Maybe the design is unappealing? Or is the performance of the website bad? Or maybe it's difficult to navigate through? You will never know until you perform complete web application testing.

The internet doesn't give out second chances. Not testing your websites for bugs and errors can lead to 88% of your users churning out of your web application.

Here, the trick is to follow the correct process and use the right tools. This approach has helped our users test over 360 web applications in the last year.

This blog will talk in detail about web application testing, its process, and the best web testing tools that you can use to improve the quality of your web application.

What is web application testing?

A web application is a package of client-side code built on various layers of interdependent modules and core web technologies like HTML, CSS, and Javascript. And, with each line of code added, the chances of bugs increase.

This is where web application testing helps.
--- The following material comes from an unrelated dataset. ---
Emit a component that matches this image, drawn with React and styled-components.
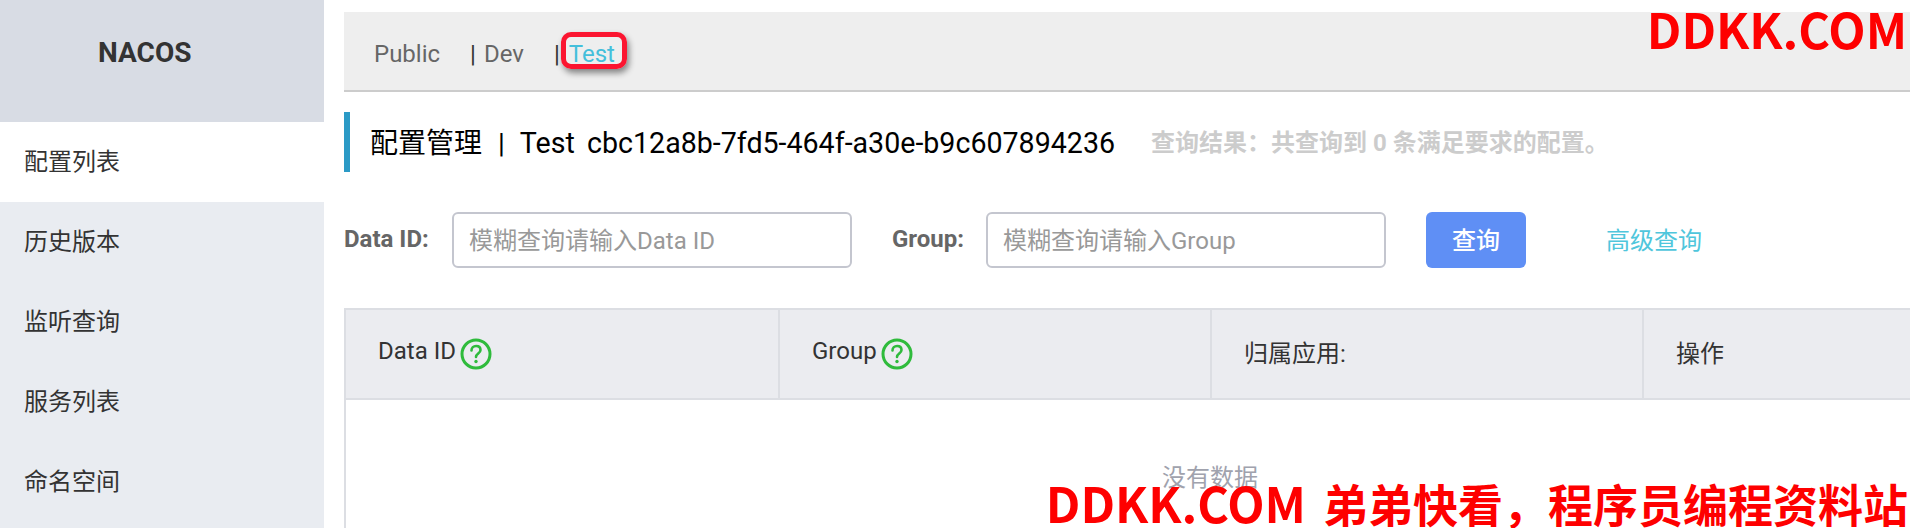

Web application testing is a practice that ensures that the quality of the developed tool is similar to what you intended to build. It tests your web application on performance, operating system compatibility, browser compatibility, security, functionality, user experience, and usability in various environments.

Ideally, website testing is done before launching the product, but it's also helpful in finding errors, bugs, or oversight mistakes that might have gone undiscovered during the development phase.

Testing is a crucial part of software development. Even the slightest change in code can cause unwanted errors.

Benefits of web application testing

Thousands of web applications are built every day. We have reached a point where there is a web app for everything. Users today are particular about the type of application they want to consume and the features they are looking for. An indifference to experience can lead to them churning off.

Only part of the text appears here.